Glass sheets have been used in the manufacture of display devices such as LCD TVs, computer monitors and handheld devices. For example, in a modern LCD TV set, a piece of thin glass sheet with pristine surface quality is used as a substrate for TFT and other electronic devices, and another piece is used as a substrate for the color filter. Recently, thin glass sheets started to find use as cover sheets for the screens of handheld devices and TV sets as well.
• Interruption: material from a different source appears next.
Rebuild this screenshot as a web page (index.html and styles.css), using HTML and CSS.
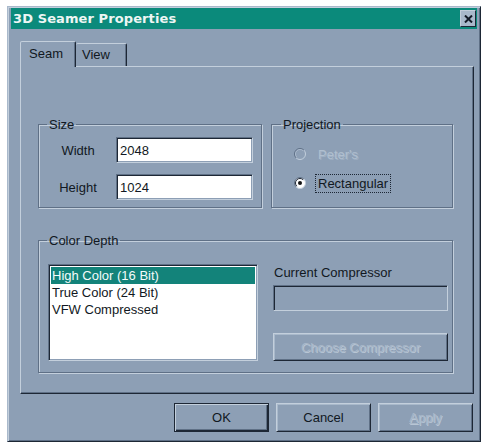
FILE: index.html
```html
<!DOCTYPE html>
<html lang="en">
<head>
<meta charset="utf-8">
<title>3D Seamer Properties</title>
<link rel="stylesheet" href="styles.css">
</head>
<body>
<div class="window">
  <div class="titlebar">
    <span class="title">3D Seamer Properties</span>
    <button class="close" type="button" aria-label="Close">
      <svg width="9" height="8" viewBox="0 0 9 8"><path d="M1 0.5 L8 7.5 M8 0.5 L1 7.5" stroke="#141c28" stroke-width="2"/></svg>
    </button>
  </div>
  <div class="content">
    <div class="tabs">
      <div class="tab active">Seam</div>
      <div class="tab">View</div>
    </div>
    <div class="panel">
      <div class="top-row">
        <fieldset class="group size">
          <legend>Size</legend>
          <div class="size-grid">
            <label class="field-label">Width</label>
            <div class="input sunken">2048</div>
            <label class="field-label">Height</label>
            <div class="input sunken">1024</div>
          </div>
        </fieldset>
        <fieldset class="group projection">
          <legend>Projection</legend>
          <div class="radio disabled">
            <svg width="12" height="12" viewBox="0 0 12 12">
              <circle cx="6" cy="6" r="5.5" fill="#8d9fb5"/>
              <path d="M2.1 9.9 A5.5 5.5 0 0 1 9.9 2.1" fill="none" stroke="#5f7086" stroke-width="1"/>
              <path d="M9.9 2.1 A5.5 5.5 0 0 1 2.1 9.9" fill="none" stroke="#c3cfdc" stroke-width="1"/>
              <path d="M2.8 9.2 A4.5 4.5 0 0 1 9.2 2.8" fill="none" stroke="#aab9cb" stroke-width="1"/>
            </svg>
            <span class="radio-text">Peter's</span>
          </div>
          <div class="radio">
            <svg width="12" height="12" viewBox="0 0 12 12">
              <circle cx="6" cy="6" r="5.5" fill="#ffffff"/>
              <path d="M2.1 9.9 A5.5 5.5 0 0 1 9.9 2.1" fill="none" stroke="#5f7086" stroke-width="1"/>
              <path d="M9.9 2.1 A5.5 5.5 0 0 1 2.1 9.9" fill="none" stroke="#c3cfdc" stroke-width="1"/>
              <path d="M2.8 9.2 A4.5 4.5 0 0 1 9.2 2.8" fill="none" stroke="#1d2735" stroke-width="1"/>
              <circle cx="6" cy="6" r="2" fill="#111"/>
            </svg>
            <span class="radio-text focus">Rectangular</span>
          </div>
        </fieldset>
      </div>
      <fieldset class="group depth">
        <legend>Color Depth</legend>
        <div class="depth-row">
          <ul class="listbox sunken">
            <li class="selected">High Color (16 Bit)</li>
            <li>True Color (24 Bit)</li>
            <li>VFW Compressed</li>
          </ul>
          <div class="compressor">
            <div class="comp-label">Current Compressor</div>
            <div class="comp-field sunken"></div>
            <button class="btn wide disabled" type="button">Choose Compressor</button>
          </div>
        </div>
      </fieldset>
    </div>
    <div class="buttons">
      <button class="btn default" type="button">OK</button>
      <button class="btn" type="button">Cancel</button>
      <button class="btn disabled" type="button"><u>A</u>pply</button>
    </div>
  </div>
</div>
</body>
</html>
```
FILE: styles.css
```css
:root {
  --face: #8d9fb5;
  --light: #c3cfdc;
  --hi2: #a9b9cb;
  --shadow: #5f7086;
  --dark: #1d2735;
  --teal: #0b8a7b;
}

* { box-sizing: border-box; }

body {
  margin: 0;
  background: #ffffff;
  font-family: "Liberation Sans", Arial, sans-serif;
  font-size: 13px;
  color: #111822;
}

.window {
  margin: 6px 0 0 7px;
  width: 474px;
  height: 436px;
  background: var(--face);
  border: 1px solid;
  border-color: var(--hi2) var(--dark) var(--dark) var(--hi2);
  box-shadow: inset 1px 1px 0 var(--light), inset -1px -1px 0 var(--shadow);
  padding: 1px 3px 0 3px;
  display: flex;
  flex-direction: column;
}

.titlebar {
  height: 21px;
  background: var(--teal);
  display: flex;
  align-items: center;
  justify-content: space-between;
  padding: 0 1px 0 2px;
}

.title {
  font-family: "DejaVu Sans", Verdana, sans-serif;
  font-weight: bold;
  font-size: 13px;
  color: #eef6f4;
  letter-spacing: 0.1px;
}

.close {
  width: 16px;
  height: 17px;
  padding: 0;
  background: #a9b9cb;
  border: 1px solid;
  border-color: var(--light) var(--dark) var(--dark) var(--light);
  display: flex;
  align-items: center;
  justify-content: center;
}

.content {
  padding: 12px 3px 0 9px;
  display: flex;
  flex-direction: column;
}

.tabs {
  display: flex;
  align-items: flex-end;
  height: 25px;
}

.tab {
  height: 23px;
  padding: 3px 6px 0 6px;
  border: 1px solid;
  border-bottom: none;
  border-color: var(--light) var(--dark) transparent var(--light);
  border-radius: 2px 2px 0 0;
  box-shadow: inset -1px 0 0 var(--shadow);
  background: var(--face);
}

.tab.active {
  height: 26px;
  width: 56px;
  margin-bottom: -1px;
  padding: 4px 0 0 8px;
  position: relative;
  z-index: 1;
}

.tab + .tab {
  width: 51px;
  border-left: none;
  padding-left: 6px;
}

.panel {
  height: 328px;
  border: 1px solid;
  border-color: var(--light) var(--dark) var(--dark) var(--light);
  box-shadow: inset -1px -1px 0 var(--shadow);
  padding: 50px 0 0 17px;
  display: flex;
  flex-direction: column;
}

.top-row {
  display: flex;
  gap: 9px;
}

/* etched group frame; legends sit 8px in from the frame edge */
.group {
  margin: 0;
  padding-left: 0;
  padding-right: 0;
  border: 1px solid var(--shadow);
  box-shadow: inset 1px 1px 0 var(--light), 1px 1px 0 var(--light);
  min-width: 0;
}

.group legend {
  padding: 0 2px;
  margin-left: 8px;
  line-height: 15px;
  height: 15px;
}

.size {
  width: 224px;
  height: 91px;
  padding-top: 5px;
  padding-left: 1px;
}

.size legend {
  margin-left: 7px;
}

.size-grid {
  display: grid;
  grid-template-columns: 76px 137px;
  row-gap: 11px;
  align-items: center;
}

.field-label {
  justify-self: center;
}

.input {
  height: 26px;
  background: #ffffff;
  padding: 5px 0 0 3px;
  line-height: 15px;
}

.sunken {
  border: 1px solid;
  border-color: var(--shadow) var(--light) var(--light) var(--shadow);
  box-shadow: inset 1px 1px 0 var(--dark), inset -1px -1px 0 var(--face);
}

.projection {
  width: 182px;
  height: 91px;
  padding-top: 12px;
  display: flex;
  flex-direction: column;
  gap: 9px;
}

.projection legend {
  margin-left: 9px;
}

.radio {
  display: flex;
  align-items: center;
  height: 20px;
  padding-left: 22px;
}

.radio svg {
  flex: none;
  margin-right: 9px;
}

.radio-text {
  padding: 1px 2px;
  border: 1px dotted transparent;
}

.radio-text.focus {
  border-color: #1d2735;
}

.radio.disabled .radio-text {
  color: #b0bfcf;
  text-shadow: 1px 1px 0 #9fb0c4;
}

.depth {
  margin-top: 25px;
  width: 415px;
  height: 140px;
  padding-top: 16px;
}

.depth legend {
  margin-left: 8px;
}

.depth-row {
  display: flex;
  gap: 15px;
  padding-left: 9px;
}

.listbox {
  width: 210px;
  height: 97px;
  margin: 0;
  padding: 2px;
  list-style: none;
  background: #ffffff;
  line-height: 17px;
}

.listbox li {
  padding-left: 1px;
  height: 17px;
}

.listbox li.selected {
  background: #13837a;
  color: #f4fbfa;
}

.compressor {
  width: 175px;
  display: flex;
  flex-direction: column;
  padding-top: 1px;
}

.comp-label {
  line-height: 15px;
  margin-left: 1px;
}

.comp-field {
  margin-top: 5px;
  height: 26px;
  background: var(--face);
}

.btn {
  font-family: "Liberation Sans", Arial, sans-serif;
  font-size: 13px;
  color: #111822;
  width: 95px;
  height: 29px;
  padding: 0;
  background: var(--face);
  border: 1px solid;
  border-color: var(--light) var(--dark) var(--dark) var(--light);
  box-shadow: inset 1px 1px 0 var(--hi2), inset -1px -1px 0 var(--shadow);
}

.btn.wide {
  width: 175px;
  height: 28px;
  margin-top: 22px;
}

.btn.default {
  border: 1px solid var(--dark);
  box-shadow: inset 1px 1px 0 var(--light), inset -1px -1px 0 var(--dark), inset -2px -2px 0 var(--shadow);
}

.btn.disabled {
  color: #a9b8c9;
  text-shadow: 1px 1px 0 #b8c6d5;
}

.buttons {
  display: flex;
  justify-content: flex-end;
  gap: 7px;
  margin-top: 9px;
  padding-right: 1px;
}
```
The thin glass sheets are typically made by using a fusion down-draw process, which is pioneered by Corning Incorporated, Corning, N.Y., U.S.A. (hereinafter “Corning Incorporated”), a float forming process, or other forming methods, from glass melt. Because these forming processes are typically continuous on an industrial scale, as-formed glass ribbons immediately exiting the forming facility normally need to be cut into multiple, discreet glass sheets before being shipped to device manufacturers. Furthermore, the as-cut glass sheets produced at the glass forming production lines normally have sizes that can accommodate the manufacture of multiple devices on the same surface simultaneously. At a certain point of time, such large glass sheets need to be cut into smaller size of the final devices.
One traditional approach for cutting continuous glass ribbons and large glass sheets comprises a first step of forming a scribe-line on a surface by using a mechanical scoring wheel, followed by bending the glass ribbon or sheet along the score-line so that smaller, discreet glass sheets are separated from the mother ribbon or sheet. This method has been used for making glass sheets having a relatively large thickness, such as 1.0 mm, 700 μm and 600 μm, successfully. Another approach demonstrated to be effective uses a laser beam for forming the score-line in the first step, followed by bending and separation. Usually, during the first laser scoring step, a laser beam is projected to the glass sheet surface, which is absorbed by the glass sheet, thereby heating the glass sheet to an elevated temperature. Normally, a cooling fluid jet, such as water jet or air jet, is then applied to the heated surface, causing a tensile stress, which, if significant enough, can cause a pre-formed initiation defect on the glass to propagate into a score-line with a given depth.
Currently, the demand of ever lighter display devices have pushed the glass substrates for display devices toward ever lower thicknesses, such as 400 μm, 300 μm, 200 μm, 100 μm and even lower. It has been found that, for glass sheets with such thin thicknesses, the score-and-break process, whether involving a laser scoring or mechanical scoring step, cannot be utilized to consistently and reliably produce glass sheets with high-quality edges.
Laser full-body cutting processes were proposed previously for cutting thin glass sheets. However, reliability and edge quality of those processes need further improvement. In addition, those processes can be very complex.
Hence, there is a need of a reliable thin glass sheet cutting method. The present invention meets this and other needs.